■ **WHAT YOU SHOULD DO**:
Set the listing down again in full, word for word, with the pictures left out.

-- begin --

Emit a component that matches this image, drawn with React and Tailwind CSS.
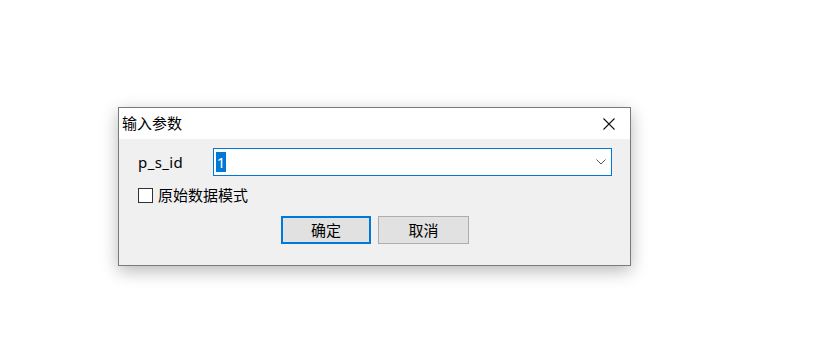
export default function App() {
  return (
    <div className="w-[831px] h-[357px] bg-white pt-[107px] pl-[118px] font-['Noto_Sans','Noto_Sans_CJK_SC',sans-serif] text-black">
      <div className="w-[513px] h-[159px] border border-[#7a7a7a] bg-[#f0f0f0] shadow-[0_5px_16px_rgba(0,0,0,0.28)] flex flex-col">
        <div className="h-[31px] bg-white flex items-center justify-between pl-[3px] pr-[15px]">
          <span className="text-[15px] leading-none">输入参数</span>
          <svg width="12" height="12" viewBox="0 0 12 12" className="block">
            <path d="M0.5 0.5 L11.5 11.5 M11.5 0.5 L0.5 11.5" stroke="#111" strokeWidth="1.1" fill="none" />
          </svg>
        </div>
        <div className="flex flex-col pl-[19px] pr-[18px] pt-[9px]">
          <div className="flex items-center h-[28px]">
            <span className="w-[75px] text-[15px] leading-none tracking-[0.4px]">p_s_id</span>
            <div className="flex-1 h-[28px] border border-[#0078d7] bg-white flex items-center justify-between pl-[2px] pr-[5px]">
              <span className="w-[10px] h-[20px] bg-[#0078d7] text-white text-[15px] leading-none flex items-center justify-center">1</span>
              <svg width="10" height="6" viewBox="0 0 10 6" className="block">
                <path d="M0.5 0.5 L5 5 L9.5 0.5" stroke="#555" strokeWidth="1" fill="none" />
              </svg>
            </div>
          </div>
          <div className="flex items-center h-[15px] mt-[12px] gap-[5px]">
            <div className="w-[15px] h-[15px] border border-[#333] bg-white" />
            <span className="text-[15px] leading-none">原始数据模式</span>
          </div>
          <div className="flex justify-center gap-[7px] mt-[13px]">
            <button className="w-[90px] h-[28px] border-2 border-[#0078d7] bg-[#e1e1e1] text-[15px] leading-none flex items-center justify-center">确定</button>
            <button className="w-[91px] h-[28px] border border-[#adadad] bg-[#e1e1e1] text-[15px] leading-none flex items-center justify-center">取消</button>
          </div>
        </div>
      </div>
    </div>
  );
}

-- end --

■ **RESPONSE FOR THIS EXERCISE**:
Emit a component that matches this image, drawn with React and Tailwind CSS.
export default function App() {
  return (
    <div className="w-[831px] h-[357px] bg-white pt-[107px] pl-[118px] font-['Noto_Sans','Noto_Sans_CJK_SC',sans-serif] text-black">
      <div className="w-[513px] h-[159px] border border-[#7a7a7a] bg-[#f0f0f0] shadow-[0_5px_16px_rgba(0,0,0,0.28)] flex flex-col">
        <div className="h-[31px] bg-white flex items-center justify-between pl-[3px] pr-[15px]">
          <span className="text-[15px] leading-none">输入参数</span>
          <svg width="12" height="12" viewBox="0 0 12 12" className="block">
            <path d="M0.5 0.5 L11.5 11.5 M11.5 0.5 L0.5 11.5" stroke="#111" strokeWidth="1.1" fill="none" />
          </svg>
        </div>
        <div className="flex flex-col pl-[19px] pr-[18px] pt-[9px]">
          <div className="flex items-center h-[28px]">
            <span className="w-[75px] text-[15px] leading-none tracking-[0.4px]">p_s_id</span>
            <div className="flex-1 h-[28px] border border-[#0078d7] bg-white flex items-center justify-between pl-[2px] pr-[5px]">
              <span className="w-[10px] h-[20px] bg-[#0078d7] text-white text-[15px] leading-none flex items-center justify-center">1</span>
              <svg width="10" height="6" viewBox="0 0 10 6" className="block">
                <path d="M0.5 0.5 L5 5 L9.5 0.5" stroke="#555" strokeWidth="1" fill="none" />
              </svg>
            </div>
          </div>
          <div className="flex items-center h-[15px] mt-[12px] gap-[5px]">
            <div className="w-[15px] h-[15px] border border-[#333] bg-white" />
            <span className="text-[15px] leading-none">原始数据模式</span>
          </div>
          <div className="flex justify-center gap-[7px] mt-[13px]">
            <button className="w-[90px] h-[28px] border-2 border-[#0078d7] bg-[#e1e1e1] text-[15px] leading-none flex items-center justify-center">确定</button>
            <button className="w-[91px] h-[28px] border border-[#adadad] bg-[#e1e1e1] text-[15px] leading-none flex items-center justify-center">取消</button>
          </div>
        </div>
      </div>
    </div>
  );
}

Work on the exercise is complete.